La feuille de route du juge pénal en la matière est ainsi clarifiée, afin qu’il puisse se conformer à la volonté du législateur.

Pour aller plus loin, voir la note explicative.

Pour aller plus loin, voir également les rapports des conseillers et les avis des avocats généraux.

L’aménagement de la courte peine d’emprisonnement avant tout

Crim., 14 avril 2021, pourvoi n° 21-80.829

Selon la volonté du législateur, l’emprisonnement ferme doit demeurer le dernier recours. C’est en ce sens que la loi « réforme pour la justice » du 23 mars 2019, entrée en vigueur un an plus tard, le 24 mars 2020, a rendu obligatoire, sauf impossibilité, l’aménagement de l’emprisonnement d’une durée comprise entre un mois et six mois.

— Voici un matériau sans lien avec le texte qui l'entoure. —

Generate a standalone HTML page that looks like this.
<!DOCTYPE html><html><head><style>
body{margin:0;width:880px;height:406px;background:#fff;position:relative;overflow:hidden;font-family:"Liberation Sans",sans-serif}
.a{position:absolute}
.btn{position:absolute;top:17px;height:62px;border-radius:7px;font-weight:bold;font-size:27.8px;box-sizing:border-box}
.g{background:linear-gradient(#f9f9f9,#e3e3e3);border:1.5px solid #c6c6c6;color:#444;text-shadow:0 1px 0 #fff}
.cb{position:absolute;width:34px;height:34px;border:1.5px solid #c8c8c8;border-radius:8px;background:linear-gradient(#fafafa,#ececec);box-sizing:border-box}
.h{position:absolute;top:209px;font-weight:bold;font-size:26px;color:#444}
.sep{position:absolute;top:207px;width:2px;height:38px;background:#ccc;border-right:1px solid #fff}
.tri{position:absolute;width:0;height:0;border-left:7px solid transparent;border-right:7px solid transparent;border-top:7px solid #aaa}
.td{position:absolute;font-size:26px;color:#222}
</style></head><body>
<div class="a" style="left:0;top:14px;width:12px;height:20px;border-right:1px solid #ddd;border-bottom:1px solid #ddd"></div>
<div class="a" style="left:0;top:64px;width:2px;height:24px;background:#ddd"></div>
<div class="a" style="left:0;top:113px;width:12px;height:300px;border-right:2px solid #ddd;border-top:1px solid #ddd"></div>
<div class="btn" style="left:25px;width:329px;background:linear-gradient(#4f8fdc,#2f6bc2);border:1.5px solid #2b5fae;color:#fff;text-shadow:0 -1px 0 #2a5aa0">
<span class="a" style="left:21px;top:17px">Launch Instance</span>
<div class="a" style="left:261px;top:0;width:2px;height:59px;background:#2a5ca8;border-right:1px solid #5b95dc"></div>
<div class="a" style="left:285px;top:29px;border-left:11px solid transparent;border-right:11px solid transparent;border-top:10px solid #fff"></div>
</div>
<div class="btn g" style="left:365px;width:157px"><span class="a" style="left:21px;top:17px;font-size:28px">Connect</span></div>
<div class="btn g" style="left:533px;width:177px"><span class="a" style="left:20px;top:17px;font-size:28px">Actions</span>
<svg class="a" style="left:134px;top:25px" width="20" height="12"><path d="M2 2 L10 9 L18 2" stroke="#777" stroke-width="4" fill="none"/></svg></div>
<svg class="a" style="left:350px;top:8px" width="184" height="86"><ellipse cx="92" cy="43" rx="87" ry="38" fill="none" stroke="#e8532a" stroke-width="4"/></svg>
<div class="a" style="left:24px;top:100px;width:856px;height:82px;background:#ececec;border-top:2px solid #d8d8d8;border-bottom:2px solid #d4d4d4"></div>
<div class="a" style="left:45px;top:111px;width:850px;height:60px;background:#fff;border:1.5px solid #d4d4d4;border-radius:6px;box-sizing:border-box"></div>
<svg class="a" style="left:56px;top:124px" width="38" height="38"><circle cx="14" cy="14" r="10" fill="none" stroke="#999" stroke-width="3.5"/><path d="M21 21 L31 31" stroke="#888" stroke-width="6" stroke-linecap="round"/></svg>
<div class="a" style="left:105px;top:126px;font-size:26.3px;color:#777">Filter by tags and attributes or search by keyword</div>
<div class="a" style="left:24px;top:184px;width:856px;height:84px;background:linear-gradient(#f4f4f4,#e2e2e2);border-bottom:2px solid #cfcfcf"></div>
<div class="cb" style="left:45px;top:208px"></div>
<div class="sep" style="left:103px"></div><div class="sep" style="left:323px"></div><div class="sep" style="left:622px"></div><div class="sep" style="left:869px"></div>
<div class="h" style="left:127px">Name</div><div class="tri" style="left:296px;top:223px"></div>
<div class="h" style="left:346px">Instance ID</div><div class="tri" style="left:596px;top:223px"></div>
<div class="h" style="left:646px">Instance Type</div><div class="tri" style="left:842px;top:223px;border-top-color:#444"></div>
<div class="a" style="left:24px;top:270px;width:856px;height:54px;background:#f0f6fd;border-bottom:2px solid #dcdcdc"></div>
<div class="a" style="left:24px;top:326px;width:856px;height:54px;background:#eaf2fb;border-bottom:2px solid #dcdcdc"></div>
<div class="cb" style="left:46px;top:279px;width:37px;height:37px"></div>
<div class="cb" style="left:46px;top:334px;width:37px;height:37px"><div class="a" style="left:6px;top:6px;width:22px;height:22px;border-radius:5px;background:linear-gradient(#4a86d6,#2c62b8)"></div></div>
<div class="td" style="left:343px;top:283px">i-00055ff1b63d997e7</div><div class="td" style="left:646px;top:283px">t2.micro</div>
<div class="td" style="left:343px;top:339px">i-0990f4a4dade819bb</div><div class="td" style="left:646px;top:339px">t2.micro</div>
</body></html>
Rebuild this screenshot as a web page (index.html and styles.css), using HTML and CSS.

Lorsque le juge ordonne cet aménagement, par exemple sous le régime de la détention à domicile sous surveillance électronique, peut-il, notamment à l’occasion d’une comparution immédiate, ordonner également le maintien en détention de la personne condamnée, dans l’attente de la mise en place concrète de cet aménagement ?

Non, car la loi nouvelle prévoit que ce n’est que dans l’hypothèse où l’aménagement de la peine est impossible que le juge doit assurer l’exécution rapide de la décision en prescrivant l’incarcération de la personne condamnée.

Ainsi, dès lors que la peine d’emprisonnement ferme est aménagée dans sa totalité, aucune mesure d’incarcération ne peut être décidée ou maintenue.